Page MenuHomePhabricator

MinT translates to English when Hindi-Santali or any other language-Santali is selected
Closed, ResolvedPublicBUG REPORT

Description

It was reported that when you start a translation from Hindi or Bengali to Santali, the Machine translation is in English instead of Santali.

Steps to replicate the issue (include links if applicable):

  • Select any language article except English and translate to Santali (ᱥᱟᱱᱛᱟᱲᱤ).
  • Select MinT.
  • The translation will be in English instead of Santali (Ol Chiki).

What happens?:
The translation will be in English instead of Santali (Ol Chiki).

What should have happened instead?:
It should be translated to Santali (Ol Chiki).

Event Timeline

Change 932681 had a related patch set uploaded (by Santhosh; author: Santhosh):

[mediawiki/services/machinetranslation@master] Remove Santali from NLLB base model as it need wrong script code

https://gerrit.wikimedia.org/r/932681

Change 932682 had a related patch set uploaded (by Santhosh; author: Santhosh):

[mediawiki/services/cxserver@master] MinT: Reconfigure santali as en<->santali only

https://gerrit.wikimedia.org/r/932682

Change 932682 merged by jenkins-bot:

[mediawiki/services/cxserver@master] MinT: Reconfigure santali as en<->santali only

https://gerrit.wikimedia.org/r/932682

Change 932681 merged by jenkins-bot:

[mediawiki/services/machinetranslation@master] Remove Santali from NLLB base model as it need wrong script code

https://gerrit.wikimedia.org/r/932681

Change 932683 had a related patch set uploaded (by KartikMistry; author: KartikMistry):

[operations/deployment-charts@master] Update cxserver to 2023-06-26-050753-production

https://gerrit.wikimedia.org/r/932683

Change 932683 merged by jenkins-bot:

[operations/deployment-charts@master] Update cxserver to 2023-06-26-050753-production

https://gerrit.wikimedia.org/r/932683

@UOzurumba We have updated the config for Santhali. Currently, only English -> Santhali translation is supported by MinT.

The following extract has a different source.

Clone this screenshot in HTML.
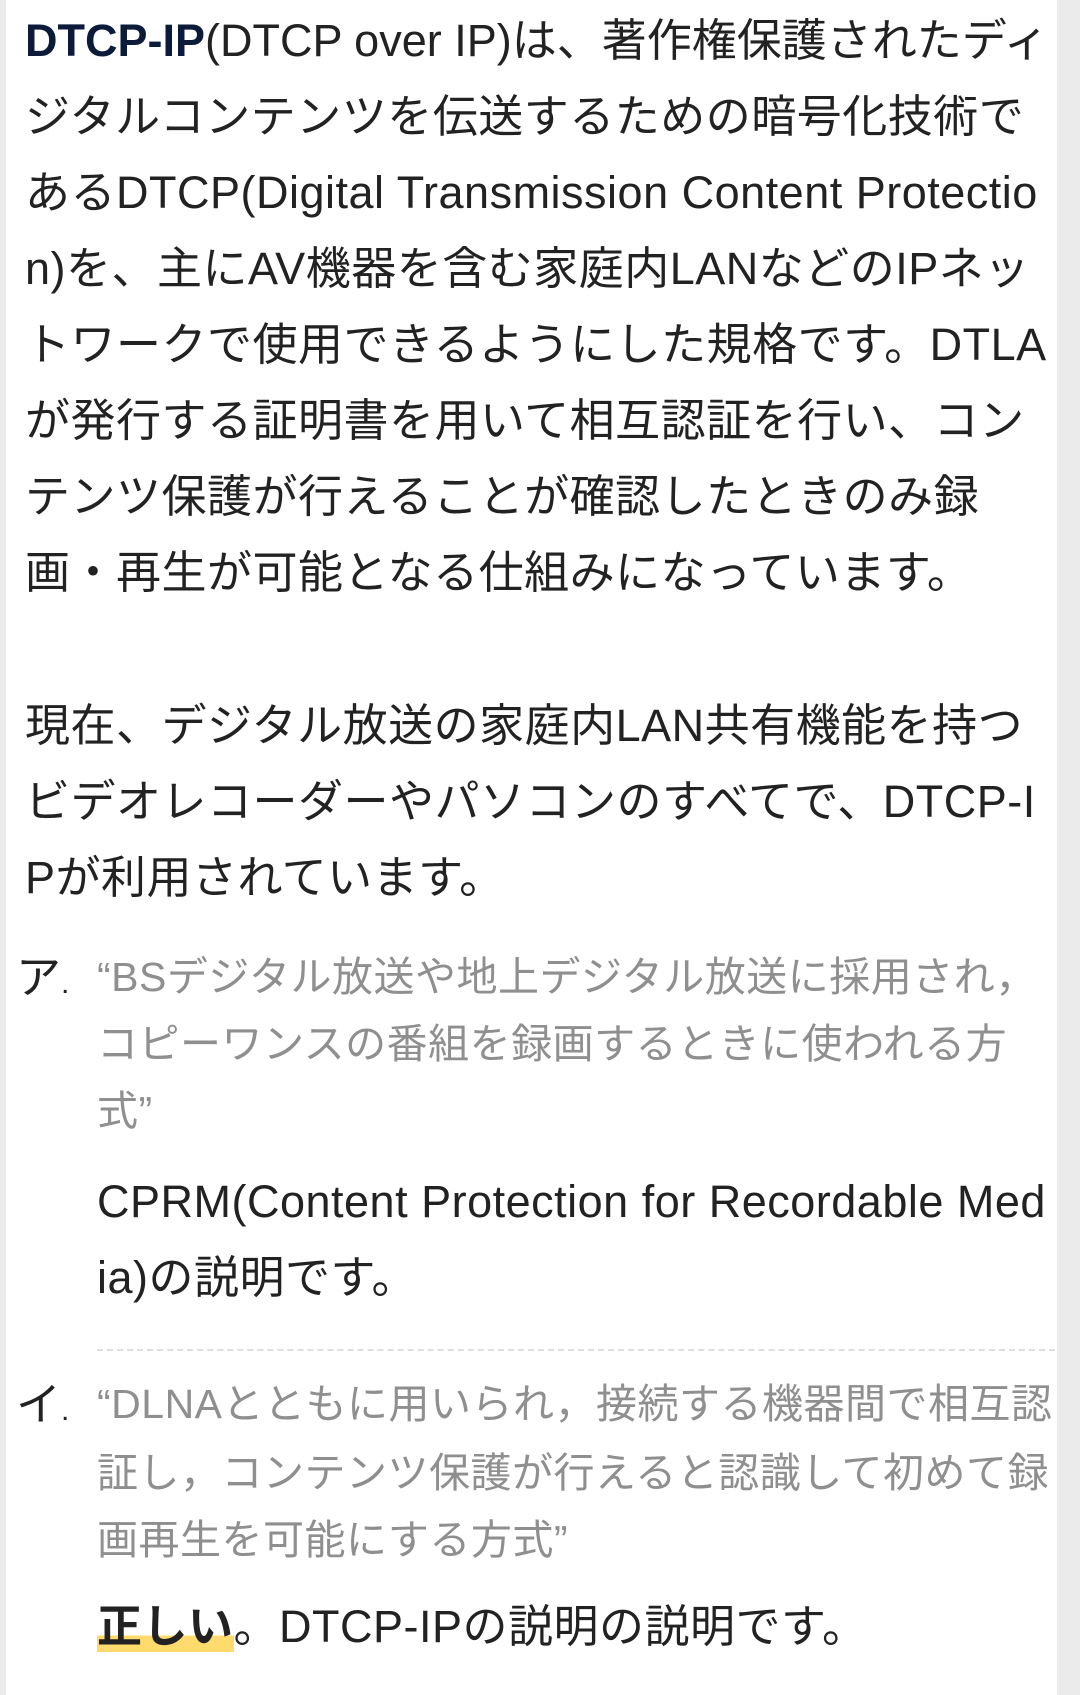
<!DOCTYPE html>
<html><head><meta charset="utf-8">
<style>
html,body{margin:0;padding:0;}
body{width:1080px;height:1695px;position:relative;background:#fff;overflow:hidden;
font-family:"Liberation Sans","Noto Sans CJK JP",sans-serif;color:#222;}
.strip{position:absolute;top:0;bottom:0;background:#ebebeb;z-index:5;}
.l{position:absolute;white-space:nowrap;font-size:45px;line-height:76px;height:76px;letter-spacing:0.5px;}
.g{position:absolute;white-space:nowrap;font-size:41px;line-height:67px;height:67px;color:#8f8f8f;letter-spacing:0.5px;}
.m{position:absolute;font-size:45px;line-height:76px;color:#222;}
b.n{color:#0d1b3a;font-weight:bold;}
.hl{background:linear-gradient(transparent 68%,#ffdb6e 68%);font-weight:bold;}
.dash{position:absolute;left:97px;width:958px;top:1349px;border-top:2px dashed #dedede;}
</style></head><body>
<div class="strip" style="left:0;width:6px"></div>
<div class="strip" style="left:1057px;width:23px"></div>

<div class="l" style="left:25px;top:3px;letter-spacing:0"><b class="n">DTCP-IP</b>(DTCP over IP)は、著作権保護されたディ</div>
<div class="l" style="left:25px;top:79px">ジタルコンテンツを伝送するための暗号化技術で</div>
<div class="l" style="left:25px;top:155px">あるDTCP(Digital Transmission Content Protectio</div>
<div class="l" style="left:25px;top:231px">n)を、主にAV機器を含む家庭内LANなどのIPネッ</div>
<div class="l" style="left:25px;top:307px">トワークで使用できるようにした規格です。DTLA</div>
<div class="l" style="left:25px;top:383px">が発行する証明書を用いて相互認証を行い、コン</div>
<div class="l" style="left:25px;top:459px">テンツ保護が行えることが確認したときのみ録</div>
<div class="l" style="left:25px;top:535px">画・再生が可能となる仕組みになっています。</div>

<div class="l" style="left:25px;top:688px">現在、デジタル放送の家庭内LAN共有機能を持つ</div>
<div class="l" style="left:25px;top:764px">ビデオレコーダーやパソコンのすべてで、DTCP-I</div>
<div class="l" style="left:25px;top:840px">Pが利用されています。</div>

<div class="m" style="left:16px;top:940px">ア<span style="font-size:30px">.</span></div>
<div class="g" style="left:97px;top:944px">“BSデジタル放送や地上デジタル放送に採用され，</div>
<div class="g" style="left:97px;top:1011px">コピーワンスの番組を録画するときに使われる方</div>
<div class="g" style="left:97px;top:1078px">式”</div>
<div class="l" style="left:97px;top:1164px">CPRM(Content Protection for Recordable Med</div>
<div class="l" style="left:97px;top:1240px">ia)の説明です。</div>

<div class="dash"></div>

<div class="m" style="left:16px;top:1367px">イ<span style="font-size:30px">.</span></div>
<div class="g" style="left:97px;top:1371px">“DLNAとともに用いられ，接続する機器間で相互認</div>
<div class="g" style="left:97px;top:1440px">証し，コンテンツ保護が行えると認識して初めて録</div>
<div class="g" style="left:97px;top:1507px">画再生を可能にする方式”</div>
<div class="l" style="left:97px;top:1589px"><span class="hl">正しい</span>。DTCP-IPの説明の説明です。</div>
</body></html>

@UOzurumba We have updated the config for Santhali. Currently, only English -> Santhali translation is supported by MinT.

Thank @KartikMistry for the information I will let the community know.

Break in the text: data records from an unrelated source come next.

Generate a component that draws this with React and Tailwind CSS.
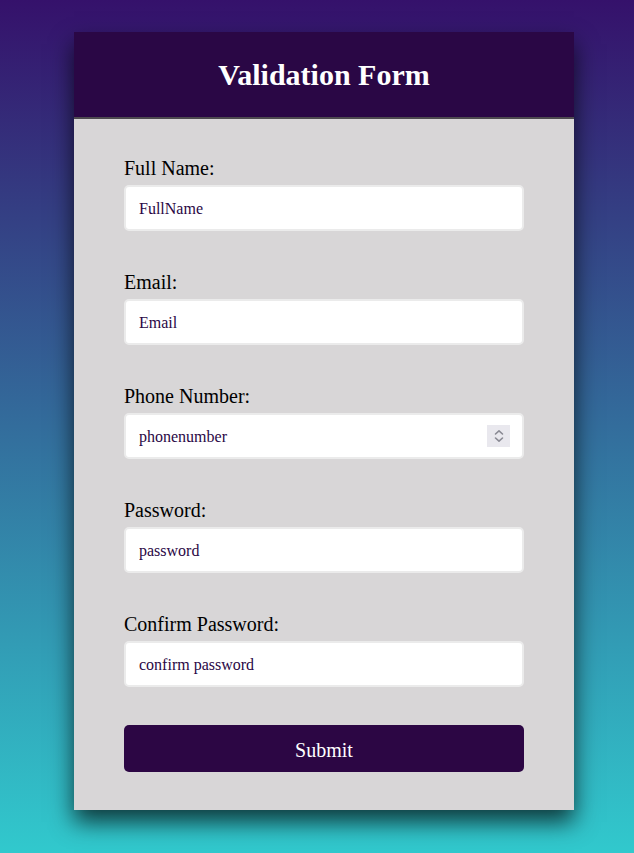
import { useState } from "react";

const fields = [
  { id: "fullname", label: "Full Name:", type: "text", placeholder: "FullName" },
  { id: "email", label: "Email:", type: "email", placeholder: "Email" },
  { id: "phone", label: "Phone Number:", type: "text", placeholder: "phonenumber", spinner: true },
  { id: "password", label: "Password:", type: "password", placeholder: "password" },
  { id: "confirm", label: "Confirm Password:", type: "password", placeholder: "confirm password" },
];

function Spinner() {
  return (
    <span className="absolute right-[14px] top-1/2 -translate-y-1/2 w-[23px] h-[22px] bg-[#e9e8ee] flex items-center justify-center pointer-events-none">
      <svg width="10" height="14" viewBox="0 0 10 14" fill="none" stroke="#8a8a94" strokeWidth="1.6" strokeLinecap="round" strokeLinejoin="round">
        <path d="M1.5 5 L5 1.8 L8.5 5" />
        <path d="M1.5 9 L5 12.2 L8.5 9" />
      </svg>
    </span>
  );
}

export default function App() {
  const [values, setValues] = useState({});

  const handleChange = (id) => (e) => {
    setValues((prev) => ({ ...prev, [id]: e.target.value }));
  };

  return (
    <div
      className="min-h-screen w-full bg-[linear-gradient(to_bottom,#35116b,#31c9cd)] pt-[32px] pb-[43px] pl-[14px]"
      style={{ fontFamily: '"Liberation Serif", "Times New Roman", serif' }}
    >
      <div className="mx-auto w-[500px] bg-[#d8d6d7] shadow-[0_12px_22px_rgba(0,0,0,0.7)]">
        <div className="h-[87px] bg-[#2a0745] border-b-2 border-[#4d4a4f] flex items-center justify-center">
          <h1 className="text-[30px] font-bold text-white leading-none pt-[1px]">Validation Form</h1>
        </div>

        <form
          className="px-[50px] pt-[38px] pb-[38px] flex flex-col"
          onSubmit={(e) => e.preventDefault()}
        >
          <div className="flex flex-col gap-[40px]">
            {fields.map((f) => (
              <div key={f.id} className="flex flex-col">
                <label htmlFor={f.id} className="text-[20px] leading-[22px] text-black">
                  {f.label}
                </label>
                <div className="relative mt-[6px]">
                  <input
                    id={f.id}
                    type={f.type}
                    placeholder={f.placeholder}
                    value={values[f.id] || ""}
                    onChange={handleChange(f.id)}
                    className="w-full h-[46px] bg-white border-2 border-[#ebebeb] rounded-[5px] px-[13px] pt-[2px] text-[16px] text-[#2a0745] placeholder:text-[#2a0745] outline-none"
                    style={{ fontFamily: '"Liberation Serif", "Times New Roman", serif' }}
                  />
                  {f.spinner && <Spinner />}
                </div>
              </div>
            ))}
          </div>

          <button
            type="submit"
            className="mt-[38px] h-[47px] w-full rounded-[5px] bg-[#2c0644] text-white text-[20px] pt-[2px]"
            style={{ fontFamily: '"Liberation Serif", "Times New Roman", serif' }}
          >
            Submit
          </button>
        </form>
      </div>
    </div>
  );
}
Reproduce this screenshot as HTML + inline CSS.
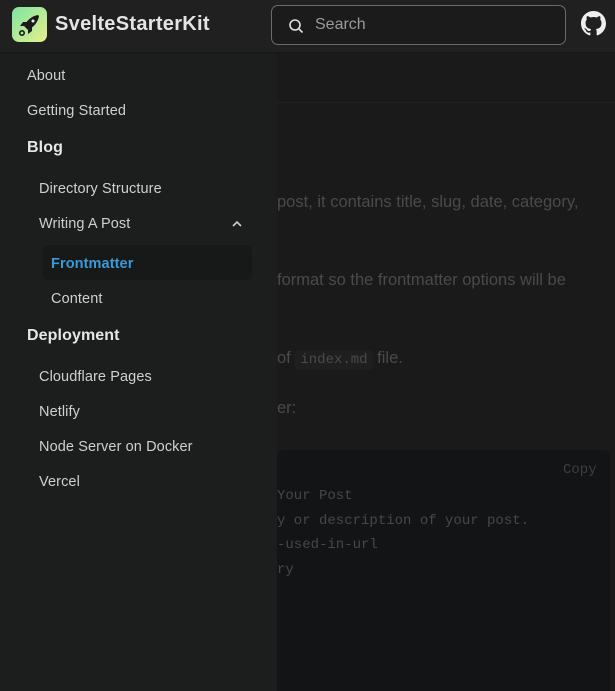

Change 933221 had a related patch set uploaded (by KartikMistry; author: KartikMistry):

[operations/deployment-charts@master] Update MinT to 2023-06-27-053706-production

https://gerrit.wikimedia.org/r/933221

Change 933221 merged by jenkins-bot:

[operations/deployment-charts@master] Update MinT to 2023-06-27-053706-production

https://gerrit.wikimedia.org/r/933221

Mentioned in SAL (#wikimedia-operations) [2023-06-27T09:11:33Z] <kart_> Updated MinT to 2023-06-27-053706-production (T339896, T340236)

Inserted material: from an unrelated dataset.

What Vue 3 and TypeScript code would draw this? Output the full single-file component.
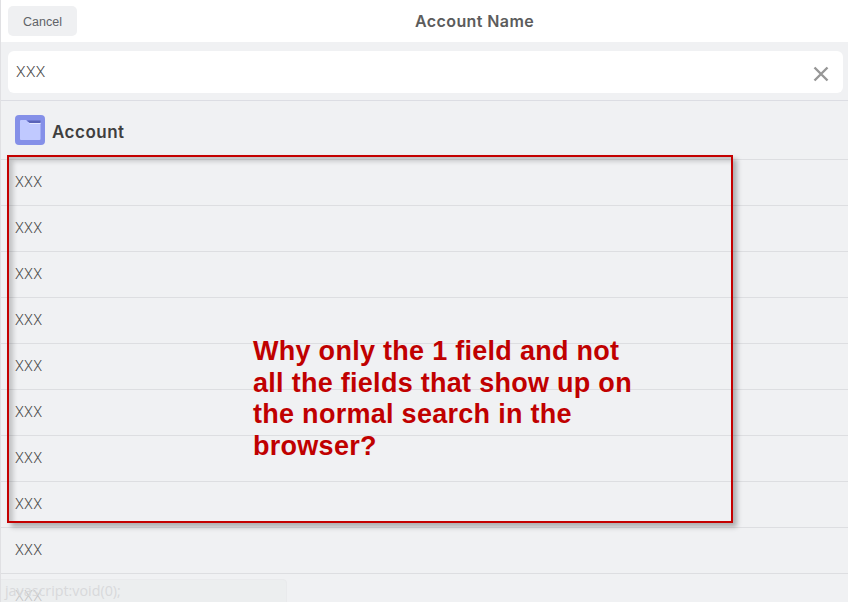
<template>
  <div class="page">
    <header class="top-bar">
      <button class="cancel-btn" type="button">Cancel</button>
      <strong class="title">Account Name</strong>
    </header>

    <div class="search-band">
      <div class="search-box">
        <span class="search-value">XXX</span>
        <svg class="clear-icon" width="16" height="16" viewBox="0 0 16 16" aria-hidden="true">
          <path d="M1.500 1.500 L14.500 14.500 M14.500 1.500 L1.500 14.500" stroke="#979797" stroke-width="2.400" fill="none" />
        </svg>
      </div>
    </div>

    <div class="section-head">
      <span class="folder-badge">
        <svg width="30" height="30" viewBox="0 0 30 30" aria-hidden="true">
          <path d="M5 6 Q5 5 6 5 H11 L13 7 H25.500 V24 Q25.500 25 24.500 25 H6 Q5 25 5 24 Z" fill="#c0c9ff" />
          <path d="M12 5.500 H25.500 V8 H14.500 Z" fill="#5a63b8" />
          <path d="M14.500 8 H25.500 V9 H14.500 Z" fill="#e4e8ff" />
        </svg>
      </span>
      <span class="section-name">Account</span>
    </div>

    <ul class="result-list">
      <li v-for="row in rows" :key="row" class="result-row">XXX</li>
    </ul>

    <div class="link-tip">javascript:void(0);</div>

    <div class="note-box"></div>
    <p class="note-text">Why only the 1 field and not<br />all the fields that show up on<br />the normal search in the<br />browser?</p>
  </div>
</template>

<script setup lang="ts">
const rows: number[] = [1, 2, 3, 4, 5, 6, 7, 8, 9, 10];
</script>

<style>
html,
body {
  margin: 0;
  overflow: hidden;
}
</style>

<style scoped>
.page {
  position: relative;
  width: 848px;
  height: 602px;
  overflow: hidden;
  box-sizing: border-box;
  border-left: 1px solid #e0e0e3;
  background: #f0f1f3;
  font-family: "Liberation Sans", Arial, sans-serif;
  color: #4a4a4a;
}

.top-bar {
  position: relative;
  display: flex;
  align-items: center;
  height: 42px;
  padding-left: 7px;
  background: #ffffff;
}

.cancel-btn {
  width: 69px;
  height: 30px;
  margin-top: -1px;
  padding: 2px 0 0;
  border: none;
  border-radius: 5px;
  background: #eff0f2;
  color: #5f6368;
  font-family: inherit;
  font-size: 12.500px;
}

.title {
  position: absolute;
  left: 414px;
  top: 11px;
  font-family: Inter, "Liberation Sans", sans-serif;
  font-size: 16px;
  line-height: 20px;
  font-weight: 600;
  letter-spacing: 0.400px;
  color: #5c5c5c;
}

.search-band {
  height: 59px;
  padding: 9px 5px 0 7px;
  box-sizing: border-box;
  border-bottom: 1px solid #dcdde3;
}

.search-box {
  display: flex;
  align-items: center;
  justify-content: space-between;
  height: 42px;
  padding: 0 14px 0 8px;
  border-radius: 6px;
  background: #ffffff;
}

.search-value {
  font-family: Roboto, "Liberation Sans", sans-serif;
  font-weight: 300;
  font-size: 15.500px;
  letter-spacing: 0.400px;
}

.clear-icon {
  flex-shrink: 0;
  margin-top: 3px;
}

.section-head {
  display: flex;
  align-items: center;
  gap: 7px;
  height: 58px;
  padding-left: 14px;
  box-sizing: border-box;
}

.folder-badge {
  display: flex;
  align-items: center;
  justify-content: center;
  width: 30px;
  height: 30px;
  border-radius: 4px;
  background: #8590e8;
}

.section-name {
  margin-top: 3px;
  font-family: Inter, "Liberation Sans", sans-serif;
  font-size: 17px;
  font-weight: 600;
  letter-spacing: 0.500px;
  color: #3f3f3f;
}

.result-list {
  margin: 0;
  padding: 0;
  list-style: none;
}

.result-row {
  height: 46px;
  box-sizing: border-box;
  padding: 14px 0 0 14px;
  border-top: 1px solid #dddee1;
  font-family: Roboto, "Liberation Sans", sans-serif;
  font-weight: 300;
  font-size: 14.500px;
  line-height: 18px;
  letter-spacing: 0.200px;
  color: #4a4a4a;
}

.link-tip {
  position: absolute;
  left: -1px;
  top: 579px;
  width: 287px;
  height: 30px;
  padding-left: 4px;
  box-sizing: border-box;
  border-radius: 0 4px 0 0;
  background: rgba(235, 236, 238, 0.75);
  border: 1px solid #e9eaec;
  font-family: "Open Sans", "Liberation Sans", sans-serif;
  font-size: 14.300px;
  line-height: 22px;
  color: #d8d9db;
}

.note-box {
  position: absolute;
  left: 6px;
  top: 155px;
  width: 726px;
  height: 368px;
  box-sizing: border-box;
  border: 2px solid #c40000;
  box-shadow: 4px 4px 5px rgba(0, 0, 0, 0.28), inset 4px 4px 5px rgba(0, 0, 0, 0.2);
}

.note-text {
  position: absolute;
  left: 252px;
  top: 336px;
  margin: 0;
  font-size: 27px;
  line-height: 31.700px;
  font-weight: 700;
  letter-spacing: 0.280px;
  color: #c00000;
  white-space: nowrap;
}
</style>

@UOzurumba We have updated the config for Santhali. Currently, only English -> Santhali translation is supported by MinT.

The current status is that only en-sat language pair is supported.
My understanding, is that in order to support other pairs, we need to translate the code used for Santali into the one expected by NLLB-200. Should this be part of the current ticket or a separate follow-up ticket is preferred?

My understanding, is that in order to support other pairs, we need to translate the code used for Santali into the one expected by NLLB-200. Should this be part of the current ticket or a separate follow-up ticket is preferred?

Translating between a non-english language and santali is supported by NLLB200 using sat_deva code(Wrong because it is not devanagari). But IndicTrans2 uses larger and better corpus for Santali and offeres en->sat or sat->en. I wont recommened using NLLB200 for other combinations because that require complicating the configuration to use two different language codes for two models. From my conversations to IndicTrans2 team, they are working on Indic->Indic translations.

My understanding, is that in order to support other pairs, we need to translate the code used for Santali into the one expected by NLLB-200. Should this be part of the current ticket or a separate follow-up ticket is preferred?

Translating between a non-english language and santali is supported by NLLB200 using sat_deva code(Wrong because it is not devanagari). But IndicTrans2 uses larger and better corpus for Santali and offeres en->sat or sat->en. I wont recommened using NLLB200 for other combinations because that require complicating the configuration to use two different language codes for two models. From my conversations to IndicTrans2 team, they are working on Indic->Indic translations.

Thanks for the context. I think it makes sense to wait, and check if the next developments of IndicTrans2 covers the needs of the community. At that point, if there are some needs not covered (e.g., translations from French to Santali being common) we can reconsider how to expose NLLB-200, but I'd expect most translations to be from English or other Indic languages. So resolving this for now.